- Data shown
● ● ● ● ●

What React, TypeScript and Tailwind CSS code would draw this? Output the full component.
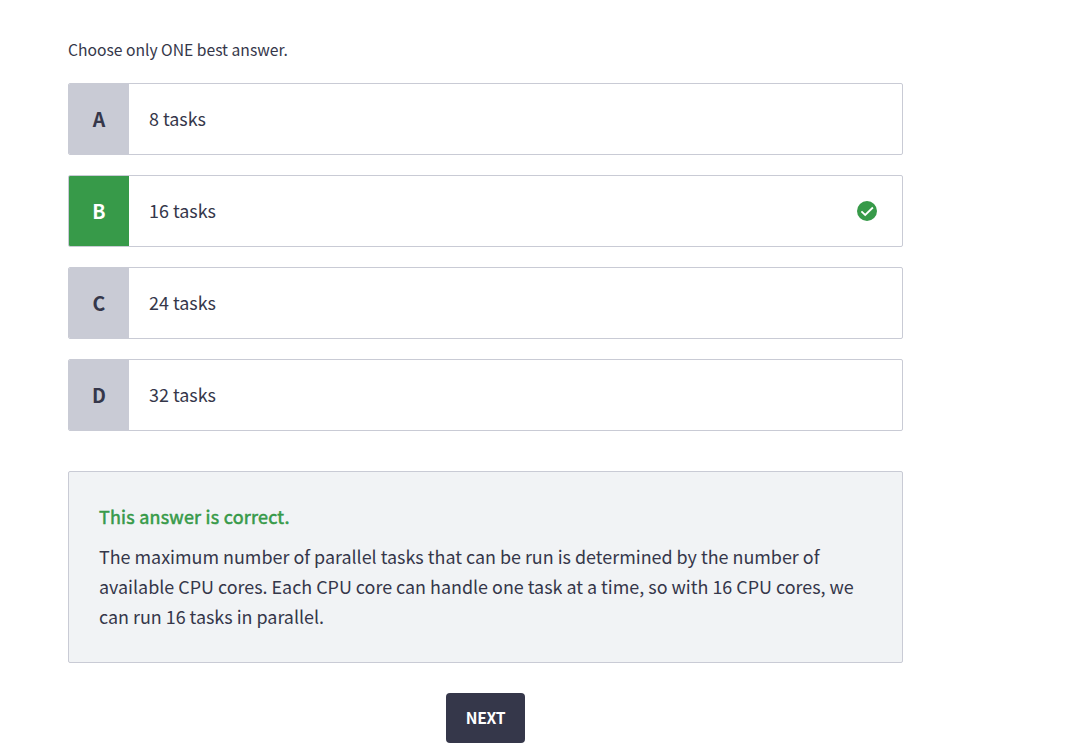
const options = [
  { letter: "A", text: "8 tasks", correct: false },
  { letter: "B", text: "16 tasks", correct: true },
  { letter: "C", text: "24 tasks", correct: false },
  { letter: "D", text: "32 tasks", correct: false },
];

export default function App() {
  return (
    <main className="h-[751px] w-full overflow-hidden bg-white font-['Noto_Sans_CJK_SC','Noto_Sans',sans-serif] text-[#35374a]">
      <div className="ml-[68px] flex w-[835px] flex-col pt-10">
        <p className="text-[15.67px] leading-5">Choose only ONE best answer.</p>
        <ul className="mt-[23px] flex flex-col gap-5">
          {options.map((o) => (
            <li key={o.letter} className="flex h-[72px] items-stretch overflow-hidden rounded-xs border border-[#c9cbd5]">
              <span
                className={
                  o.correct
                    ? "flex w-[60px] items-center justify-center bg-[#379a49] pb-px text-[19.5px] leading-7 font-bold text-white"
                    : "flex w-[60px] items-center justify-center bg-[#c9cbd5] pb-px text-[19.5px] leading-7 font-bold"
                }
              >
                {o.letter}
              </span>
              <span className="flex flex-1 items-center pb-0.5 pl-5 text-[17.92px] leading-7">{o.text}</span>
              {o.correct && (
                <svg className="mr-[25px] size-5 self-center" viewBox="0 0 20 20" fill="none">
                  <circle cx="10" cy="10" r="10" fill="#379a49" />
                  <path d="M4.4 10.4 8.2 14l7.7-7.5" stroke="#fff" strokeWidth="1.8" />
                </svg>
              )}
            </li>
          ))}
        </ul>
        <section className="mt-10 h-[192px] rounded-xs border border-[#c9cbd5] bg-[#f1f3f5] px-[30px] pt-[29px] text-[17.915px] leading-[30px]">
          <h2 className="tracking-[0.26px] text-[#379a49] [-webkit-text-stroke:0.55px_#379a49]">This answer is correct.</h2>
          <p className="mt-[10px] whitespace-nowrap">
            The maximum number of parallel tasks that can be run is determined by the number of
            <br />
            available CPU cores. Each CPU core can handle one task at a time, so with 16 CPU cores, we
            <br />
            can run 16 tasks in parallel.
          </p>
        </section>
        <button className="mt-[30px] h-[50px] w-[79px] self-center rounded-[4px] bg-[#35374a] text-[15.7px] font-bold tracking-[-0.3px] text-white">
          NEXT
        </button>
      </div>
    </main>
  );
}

● ● ● ● ●

- Written exercise
Pick out, from the lines above, every one that contains the string "full".

- Task answer
What React, TypeScript and Tailwind CSS code would draw this? Output the full component.
    <main className="h-[751px] w-full overflow-hidden bg-white font-['Noto_Sans_CJK_SC','Noto_Sans',sans-serif] text-[#35374a]">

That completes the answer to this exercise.